Bu gün eğitimde çok ileri gitmiş ülkelerin, neredeyse tamamında eğitimin yerelleşmesi söz konusu iken, bu yeni sistemde bundan söz edilmemesi ayrıca bir eksikliktir. Bilgi çağı toplumunda bilgiyi doğru, akıllı ve zamanında kullananlar, uluslararası rekabette söz sahibi olmuşlardır. İnsanların yoğun istek ve arzuları, gereksinim duydukları mal ve hizmetleri, en yakın birimden karşılama durumları, onlara bu hizmet ve malları sunan, yerel yönetimleri özellikle, eğitim-öğretim ve kültür alanında yeniden yapılanmaya zorlamaktadır. Hiçbir şeyin gizli ve örtülü olmadığı bilgi çağı paradigmasında, teori ve pratik uygunluğunun ya da sürdürülebilmesinin optimal dengesinin tutturulması bir zorunluluktur. Bilgiyi temel alan verimlilik, rekabet, enformasyonel kalkınma, hizmet üretim ve sunumu odağında insan olduğundan, eğitimin bu bağlamda yerelleşmesi kaçınılmaz olacaktır.

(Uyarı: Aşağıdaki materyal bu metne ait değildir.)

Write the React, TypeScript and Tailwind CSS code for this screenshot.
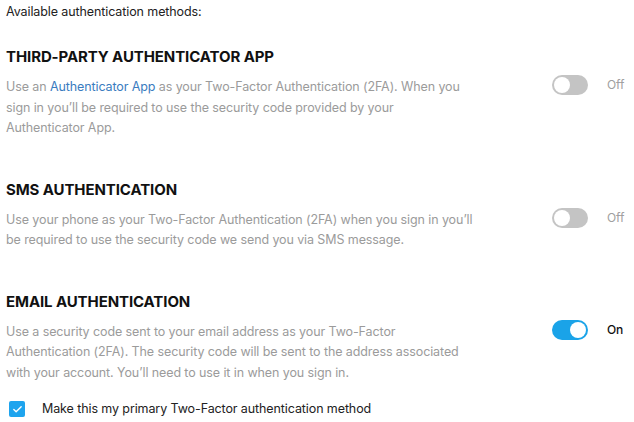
import { Check } from "lucide-react";

type Method = {
  title: string;
  body: React.ReactNode;
  on: boolean;
};

const methods: Method[] = [
  {
    title: "THIRD-PARTY AUTHENTICATOR APP",
    body: (
      <>
        Use an <a className="text-[#3a7cc0]" href="#">Authenticator App</a> as your Two-Factor Authentication (2FA). When you
        sign in you’ll be required to use the security code provided by your Authenticator App.
      </>
    ),
    on: false,
  },
  {
    title: "SMS AUTHENTICATION",
    body: "Use your phone as your Two-Factor Authentication (2FA) when you sign in you’ll be required to use the security code we send you via SMS message.",
    on: false,
  },
  {
    title: "EMAIL AUTHENTICATION",
    body: "Use a security code sent to your email address as your Two-Factor Authentication (2FA). The security code will be sent to the address associated with your account. You’ll need to use it in when you sign in.",
    on: true,
  },
];

function Toggle({ on }: { on: boolean }) {
  return (
    <div className="flex items-center">
      <span
        className={
          on
            ? "flex h-[20px] w-[36px] items-center justify-end rounded-full bg-[#1aa3e8] px-[2px]"
            : "flex h-[20px] w-[36px] items-center justify-start rounded-full bg-[#c4c4c4] px-[2px]"
        }
      >
        <span className="h-[16px] w-[16px] rounded-full bg-white" />
      </span>
      <span className={on ? "ml-[19px] text-[12px] font-medium text-[#111]" : "ml-[19px] text-[12px] text-[#a0a0a0]"}>
        {on ? "On" : "Off"}
      </span>
    </div>
  );
}

export default function App() {
  return (
    <div className="h-[422px] w-[634px] overflow-hidden bg-white px-[6px] pt-[2px] font-['Inter',sans-serif] text-[12.5px] tracking-[-0.1px]">
      <p className="leading-[20px] text-[#222]">Available authentication methods:</p>
      <div className="mt-[25px] grid gap-[41px]">
        {methods.map((m) => (
          <section key={m.title}>
            <h2 className="text-[15px] font-bold leading-[20px] tracking-[-0.1px] text-[#111]">{m.title}</h2>
            <div className="mt-[10px] flex items-start justify-between">
              <p className="w-[468px] leading-[20.5px] text-[#9b9b9b]">{m.body}</p>
              <div className="mr-[3px] mt-[-2px] w-[73px]">
                <Toggle on={m.on} />
              </div>
            </div>
          </section>
        ))}
      </div>
      <label className="mt-[17px] flex items-center">
        <span className="ml-[3px] flex h-[16px] w-[16px] items-center justify-center rounded-[2px] bg-[#1ea4ee]">
          <Check className="h-[11px] w-[11px] text-white" strokeWidth={3} />
        </span>
        <span className="ml-[17px] text-[#222]">Make this my primary Two-Factor authentication method</span>
      </label>
    </div>
  );
}
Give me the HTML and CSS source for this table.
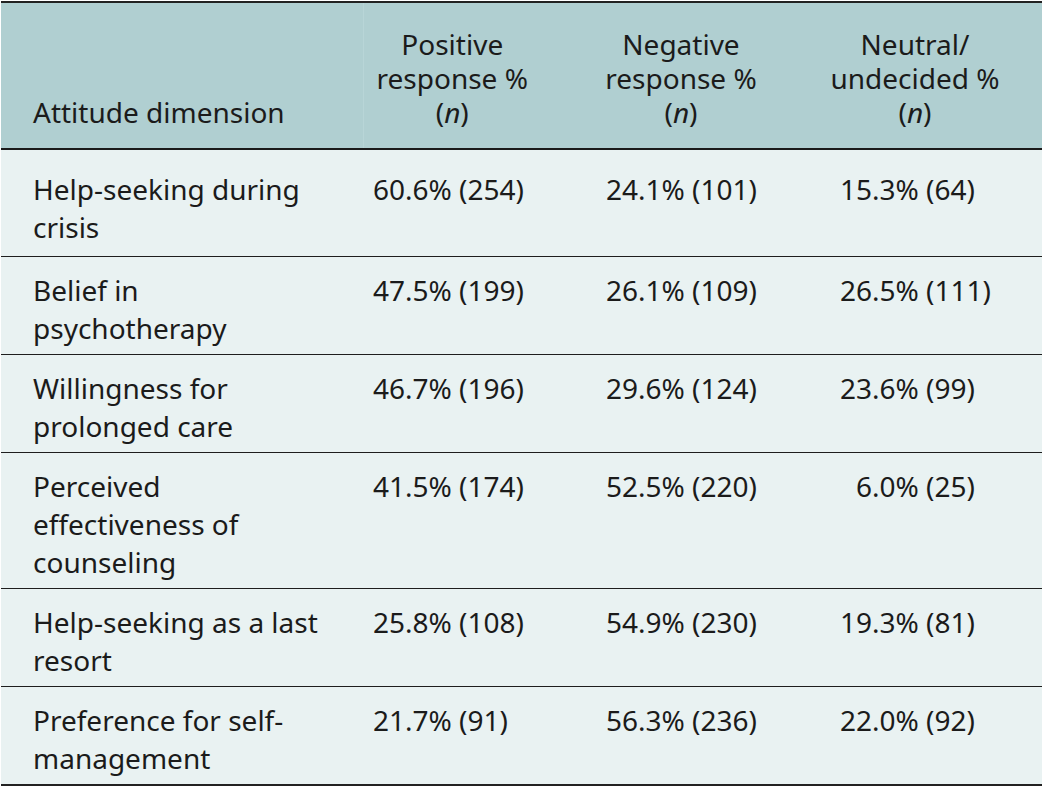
FILE: index.html
```html
<!DOCTYPE html>
<html lang="en">
<head>
<meta charset="utf-8">
<title>Attitude dimensions</title>
<link rel="stylesheet" href="styles.css">
</head>
<body>
<table class="data-table">
  <colgroup>
    <col class="c-dim">
    <col class="c-pos">
    <col class="c-neg">
    <col class="c-neu">
  </colgroup>
  <thead>
    <tr>
      <th class="h-dim">Attitude dimension</th>
      <th class="h-num h-pos">Positive<br>response %<br>(<i>n</i>)</th>
      <th class="h-num h-neg">Negative<br>response %<br>(<i>n</i>)</th>
      <th class="h-num h-neu">Neutral/<br>undecided %<br>(<i>n</i>)</th>
    </tr>
  </thead>
  <tbody>
    <tr class="first">
      <td class="dim">Help-seeking during crisis</td>
      <td class="pos">60.6% (254)</td>
      <td class="neg">24.1% (101)</td>
      <td class="neu">15.3% (64)</td>
    </tr>
    <tr>
      <td class="dim">Belief in psychotherapy</td>
      <td class="pos">47.5% (199)</td>
      <td class="neg">26.1% (109)</td>
      <td class="neu">26.5% (111)</td>
    </tr>
    <tr>
      <td class="dim">Willingness for prolonged care</td>
      <td class="pos">46.7% (196)</td>
      <td class="neg">29.6% (124)</td>
      <td class="neu">23.6% (99)</td>
    </tr>
    <tr>
      <td class="dim">Perceived effectiveness of counseling</td>
      <td class="pos">41.5% (174)</td>
      <td class="neg">52.5% (220)</td>
      <td class="neu">&#8199;6.0% (25)</td>
    </tr>
    <tr>
      <td class="dim">Help-seeking as a last resort</td>
      <td class="pos">25.8% (108)</td>
      <td class="neg">54.9% (230)</td>
      <td class="neu">19.3% (81)</td>
    </tr>
    <tr>
      <td class="dim">Preference for self-management</td>
      <td class="pos">21.7% (91)</td>
      <td class="neg">56.3% (236)</td>
      <td class="neu">22.0% (92)</td>
    </tr>
  </tbody>
</table>
</body>
</html>
```

FILE: styles.css
```css
html, body {
  margin: 0;
  padding: 0;
  background: #ffffff;
}

body {
  padding: 1px 0 0 1px;
  font-family: "Noto Sans", "Open Sans", "Liberation Sans", sans-serif;
  font-size: 28px;
  color: #1b1b1b;
}

.data-table {
  width: 1041px;
  border-collapse: collapse;
  table-layout: fixed;
  border-top: 2px solid #222222;
  border-bottom: 2px solid #222222;
}

.c-dim { width: 362px; }
.c-pos { width: 178px; }
.c-neg { width: 280px; }
.c-neu { width: 221px; }

thead th {
  background: #b0cfd1;
  font-weight: normal;
  line-height: 34px;
  vertical-align: bottom;
  padding: 24px 0 19px 0;
  border-bottom: 2px solid #1a1a1a;
}

.h-dim {
  text-align: left;
  padding-left: 32px;
  border-right: 1px solid #b8d5d7;
}

.h-num {
  text-align: center;
}

.h-neu {
  padding-right: 33px;
}

thead i {
  font-style: italic;
}

tbody td {
  background: #e9f2f2;
  line-height: 38px;
  vertical-align: top;
  padding: 14px 0 7px 0;
  border-bottom: 1px solid #1e1e1e;
}

tbody tr.first td {
  padding-top: 20px;
  padding-bottom: 10px;
}

tbody tr:last-child td {
  border-bottom: none;
}

.dim {
  padding-left: 32px;
  padding-right: 40px;
}

.pos {
  padding-left: 10px;
}

.neg {
  padding-left: 65px;
}

.neu {
  padding-left: 19px;
}
```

Eğitim ve Kültür hizmetleri, insanın maddi ve manevi varlığını geliştirmeyi, sosyal yönünü zenginleştirmeyi, insanı insansal değerlere ulaştırma ve birey yapmada ki, temel gücü olması nedeniyle, nasıl bir eğitim? Yerine, nasıl kaliteli, verimli, üretken ve sürdürülebilir bir eğitim. Hangi kültür yerine, otantik, kolektif, geçmişten doğan her zaman diliminde, toplumun değer damarlarında beslenen, ulusal ve evrensel kültüre yozlaşmadan ve erozyona uğramadan eklemlenebilen öz kültür açıklaması içinde yeşerebilecek, beklenti ve isteklere yanıt verebilecek eğitim-öğretim ve kültür akışı ancak eğitimin yerelleşmesiyle mümkün olacaktır. Çünkü merkezden yönetimin hantal, verimsiz ve üretkenlikten uzak, şematik bürokratik yapısı, yeni paradigmada hız, başarı ve etkinliği azaltacaktır. Yeni eğitim paradigmasının ihtiyaç duyduğu çok amaçlı gençlik ve kültür merkezleri, tekno-parklar, spor tesisleri, müzik odaları, resim atölyeleri, tiyatro grupları, tarihsel ve çevresel dokunun korunması, mesleki beceri kurslarının ve yerel sertifika programlarının organizasyonu, standartlara uygunluk, modern teknolojik donanımları eksiksiz, spor ve sanatla bütünleşmiş, eğitim kurumları ancak yerel yönetimlerin icraatıyla yapılabilecektir. Çünkü bilgi çağı toplumunun eğitim ve öğretimden beklentisi, bilimsel verilerle öngörülü, sanat ve sporla hemhal, teknoloji kullanma becerisi üst düzey olan ve yabancı dil sorununu çözmüş olan nesillerdir.